>> START

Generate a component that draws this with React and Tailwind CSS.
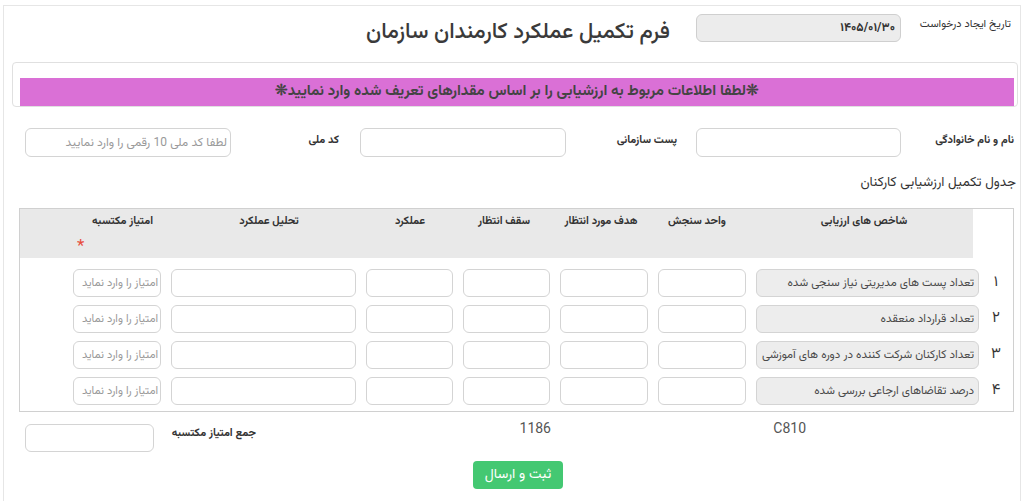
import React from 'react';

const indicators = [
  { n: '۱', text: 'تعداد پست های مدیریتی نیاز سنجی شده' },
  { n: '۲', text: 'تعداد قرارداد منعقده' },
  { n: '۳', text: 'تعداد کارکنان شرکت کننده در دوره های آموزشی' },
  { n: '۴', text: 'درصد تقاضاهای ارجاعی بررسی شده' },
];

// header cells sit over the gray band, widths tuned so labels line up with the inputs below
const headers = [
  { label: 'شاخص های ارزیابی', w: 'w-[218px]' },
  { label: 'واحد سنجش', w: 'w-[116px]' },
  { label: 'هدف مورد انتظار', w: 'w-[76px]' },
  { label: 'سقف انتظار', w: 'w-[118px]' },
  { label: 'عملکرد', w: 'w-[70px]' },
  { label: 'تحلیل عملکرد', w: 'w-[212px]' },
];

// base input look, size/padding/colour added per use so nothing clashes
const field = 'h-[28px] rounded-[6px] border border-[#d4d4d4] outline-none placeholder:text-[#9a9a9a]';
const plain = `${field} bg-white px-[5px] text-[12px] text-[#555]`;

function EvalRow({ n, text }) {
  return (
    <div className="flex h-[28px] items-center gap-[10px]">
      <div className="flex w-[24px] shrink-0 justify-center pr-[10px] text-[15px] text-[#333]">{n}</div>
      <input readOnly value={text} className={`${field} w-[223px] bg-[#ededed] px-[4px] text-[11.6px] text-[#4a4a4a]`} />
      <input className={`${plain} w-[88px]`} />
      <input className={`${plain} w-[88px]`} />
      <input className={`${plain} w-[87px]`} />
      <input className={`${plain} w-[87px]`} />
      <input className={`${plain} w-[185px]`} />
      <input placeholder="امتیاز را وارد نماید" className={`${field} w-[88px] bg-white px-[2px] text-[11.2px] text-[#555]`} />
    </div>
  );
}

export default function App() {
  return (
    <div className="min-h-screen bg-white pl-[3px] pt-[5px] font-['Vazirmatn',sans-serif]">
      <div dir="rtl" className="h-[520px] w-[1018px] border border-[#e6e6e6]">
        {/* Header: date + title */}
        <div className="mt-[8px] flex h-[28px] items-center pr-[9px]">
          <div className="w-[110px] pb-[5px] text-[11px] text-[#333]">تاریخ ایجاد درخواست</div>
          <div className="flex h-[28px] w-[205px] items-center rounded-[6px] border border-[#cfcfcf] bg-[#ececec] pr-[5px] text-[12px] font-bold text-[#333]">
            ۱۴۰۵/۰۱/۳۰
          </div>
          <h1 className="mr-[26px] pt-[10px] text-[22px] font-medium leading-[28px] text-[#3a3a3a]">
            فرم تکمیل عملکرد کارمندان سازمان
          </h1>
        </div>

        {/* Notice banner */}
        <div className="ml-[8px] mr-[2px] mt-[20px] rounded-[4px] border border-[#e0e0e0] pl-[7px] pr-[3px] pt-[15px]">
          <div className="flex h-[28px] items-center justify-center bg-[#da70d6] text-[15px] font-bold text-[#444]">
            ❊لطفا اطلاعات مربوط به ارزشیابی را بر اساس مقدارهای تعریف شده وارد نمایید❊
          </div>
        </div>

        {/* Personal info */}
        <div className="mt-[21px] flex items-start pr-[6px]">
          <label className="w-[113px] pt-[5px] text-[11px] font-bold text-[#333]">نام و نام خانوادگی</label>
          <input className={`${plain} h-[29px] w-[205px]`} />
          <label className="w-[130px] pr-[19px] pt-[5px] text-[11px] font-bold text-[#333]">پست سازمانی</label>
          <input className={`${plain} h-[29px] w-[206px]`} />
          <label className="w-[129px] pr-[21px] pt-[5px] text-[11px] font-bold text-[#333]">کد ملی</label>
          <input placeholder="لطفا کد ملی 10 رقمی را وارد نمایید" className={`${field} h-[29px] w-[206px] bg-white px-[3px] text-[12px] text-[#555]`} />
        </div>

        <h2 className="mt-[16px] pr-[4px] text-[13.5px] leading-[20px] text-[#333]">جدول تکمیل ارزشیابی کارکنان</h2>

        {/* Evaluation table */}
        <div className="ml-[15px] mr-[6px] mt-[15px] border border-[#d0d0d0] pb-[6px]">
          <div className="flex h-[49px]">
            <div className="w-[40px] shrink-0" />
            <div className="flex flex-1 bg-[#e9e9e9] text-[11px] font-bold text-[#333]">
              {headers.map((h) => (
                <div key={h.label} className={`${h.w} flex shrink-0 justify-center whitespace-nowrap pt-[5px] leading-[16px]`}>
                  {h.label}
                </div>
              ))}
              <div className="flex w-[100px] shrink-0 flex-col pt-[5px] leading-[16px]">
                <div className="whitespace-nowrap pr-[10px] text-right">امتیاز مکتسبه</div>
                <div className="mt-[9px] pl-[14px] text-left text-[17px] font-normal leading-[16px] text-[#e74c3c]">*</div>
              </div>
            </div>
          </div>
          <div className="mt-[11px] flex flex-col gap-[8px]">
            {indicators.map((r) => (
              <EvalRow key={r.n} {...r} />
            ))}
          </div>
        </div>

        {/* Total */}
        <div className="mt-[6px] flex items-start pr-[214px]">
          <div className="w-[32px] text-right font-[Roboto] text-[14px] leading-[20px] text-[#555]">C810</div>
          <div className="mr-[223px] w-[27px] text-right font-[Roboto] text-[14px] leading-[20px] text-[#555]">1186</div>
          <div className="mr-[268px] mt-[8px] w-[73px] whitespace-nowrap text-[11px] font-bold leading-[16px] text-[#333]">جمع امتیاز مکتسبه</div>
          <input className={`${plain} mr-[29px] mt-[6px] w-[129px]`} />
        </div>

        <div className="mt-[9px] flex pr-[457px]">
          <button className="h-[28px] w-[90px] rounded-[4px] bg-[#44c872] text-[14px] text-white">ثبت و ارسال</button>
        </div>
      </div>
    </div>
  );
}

>> END

§ **What needs to be done**: In your copy, leave out the pictures and reproduce the material above exactly.

§ **Worked solution**:
Generate a component that draws this with React and Tailwind CSS.
import React from 'react';

const indicators = [
  { n: '۱', text: 'تعداد پست های مدیریتی نیاز سنجی شده' },
  { n: '۲', text: 'تعداد قرارداد منعقده' },
  { n: '۳', text: 'تعداد کارکنان شرکت کننده در دوره های آموزشی' },
  { n: '۴', text: 'درصد تقاضاهای ارجاعی بررسی شده' },
];

// header cells sit over the gray band, widths tuned so labels line up with the inputs below
const headers = [
  { label: 'شاخص های ارزیابی', w: 'w-[218px]' },
  { label: 'واحد سنجش', w: 'w-[116px]' },
  { label: 'هدف مورد انتظار', w: 'w-[76px]' },
  { label: 'سقف انتظار', w: 'w-[118px]' },
  { label: 'عملکرد', w: 'w-[70px]' },
  { label: 'تحلیل عملکرد', w: 'w-[212px]' },
];

// base input look, size/padding/colour added per use so nothing clashes
const field = 'h-[28px] rounded-[6px] border border-[#d4d4d4] outline-none placeholder:text-[#9a9a9a]';
const plain = `${field} bg-white px-[5px] text-[12px] text-[#555]`;

function EvalRow({ n, text }) {
  return (
    <div className="flex h-[28px] items-center gap-[10px]">
      <div className="flex w-[24px] shrink-0 justify-center pr-[10px] text-[15px] text-[#333]">{n}</div>
      <input readOnly value={text} className={`${field} w-[223px] bg-[#ededed] px-[4px] text-[11.6px] text-[#4a4a4a]`} />
      <input className={`${plain} w-[88px]`} />
      <input className={`${plain} w-[88px]`} />
      <input className={`${plain} w-[87px]`} />
      <input className={`${plain} w-[87px]`} />
      <input className={`${plain} w-[185px]`} />
      <input placeholder="امتیاز را وارد نماید" className={`${field} w-[88px] bg-white px-[2px] text-[11.2px] text-[#555]`} />
    </div>
  );
}

export default function App() {
  return (
    <div className="min-h-screen bg-white pl-[3px] pt-[5px] font-['Vazirmatn',sans-serif]">
      <div dir="rtl" className="h-[520px] w-[1018px] border border-[#e6e6e6]">
        {/* Header: date + title */}
        <div className="mt-[8px] flex h-[28px] items-center pr-[9px]">
          <div className="w-[110px] pb-[5px] text-[11px] text-[#333]">تاریخ ایجاد درخواست</div>
          <div className="flex h-[28px] w-[205px] items-center rounded-[6px] border border-[#cfcfcf] bg-[#ececec] pr-[5px] text-[12px] font-bold text-[#333]">
            ۱۴۰۵/۰۱/۳۰
          </div>
          <h1 className="mr-[26px] pt-[10px] text-[22px] font-medium leading-[28px] text-[#3a3a3a]">
            فرم تکمیل عملکرد کارمندان سازمان
          </h1>
        </div>

        {/* Notice banner */}
        <div className="ml-[8px] mr-[2px] mt-[20px] rounded-[4px] border border-[#e0e0e0] pl-[7px] pr-[3px] pt-[15px]">
          <div className="flex h-[28px] items-center justify-center bg-[#da70d6] text-[15px] font-bold text-[#444]">
            ❊لطفا اطلاعات مربوط به ارزشیابی را بر اساس مقدارهای تعریف شده وارد نمایید❊
          </div>
        </div>

        {/* Personal info */}
        <div className="mt-[21px] flex items-start pr-[6px]">
          <label className="w-[113px] pt-[5px] text-[11px] font-bold text-[#333]">نام و نام خانوادگی</label>
          <input className={`${plain} h-[29px] w-[205px]`} />
          <label className="w-[130px] pr-[19px] pt-[5px] text-[11px] font-bold text-[#333]">پست سازمانی</label>
          <input className={`${plain} h-[29px] w-[206px]`} />
          <label className="w-[129px] pr-[21px] pt-[5px] text-[11px] font-bold text-[#333]">کد ملی</label>
          <input placeholder="لطفا کد ملی 10 رقمی را وارد نمایید" className={`${field} h-[29px] w-[206px] bg-white px-[3px] text-[12px] text-[#555]`} />
        </div>

        <h2 className="mt-[16px] pr-[4px] text-[13.5px] leading-[20px] text-[#333]">جدول تکمیل ارزشیابی کارکنان</h2>

        {/* Evaluation table */}
        <div className="ml-[15px] mr-[6px] mt-[15px] border border-[#d0d0d0] pb-[6px]">
          <div className="flex h-[49px]">
            <div className="w-[40px] shrink-0" />
            <div className="flex flex-1 bg-[#e9e9e9] text-[11px] font-bold text-[#333]">
              {headers.map((h) => (
                <div key={h.label} className={`${h.w} flex shrink-0 justify-center whitespace-nowrap pt-[5px] leading-[16px]`}>
                  {h.label}
                </div>
              ))}
              <div className="flex w-[100px] shrink-0 flex-col pt-[5px] leading-[16px]">
                <div className="whitespace-nowrap pr-[10px] text-right">امتیاز مکتسبه</div>
                <div className="mt-[9px] pl-[14px] text-left text-[17px] font-normal leading-[16px] text-[#e74c3c]">*</div>
              </div>
            </div>
          </div>
          <div className="mt-[11px] flex flex-col gap-[8px]">
            {indicators.map((r) => (
              <EvalRow key={r.n} {...r} />
            ))}
          </div>
        </div>

        {/* Total */}
        <div className="mt-[6px] flex items-start pr-[214px]">
          <div className="w-[32px] text-right font-[Roboto] text-[14px] leading-[20px] text-[#555]">C810</div>
          <div className="mr-[223px] w-[27px] text-right font-[Roboto] text-[14px] leading-[20px] text-[#555]">1186</div>
          <div className="mr-[268px] mt-[8px] w-[73px] whitespace-nowrap text-[11px] font-bold leading-[16px] text-[#333]">جمع امتیاز مکتسبه</div>
          <input className={`${plain} mr-[29px] mt-[6px] w-[129px]`} />
        </div>

        <div className="mt-[9px] flex pr-[457px]">
          <button className="h-[28px] w-[90px] rounded-[4px] bg-[#44c872] text-[14px] text-white">ثبت و ارسال</button>
        </div>
      </div>
    </div>
  );
}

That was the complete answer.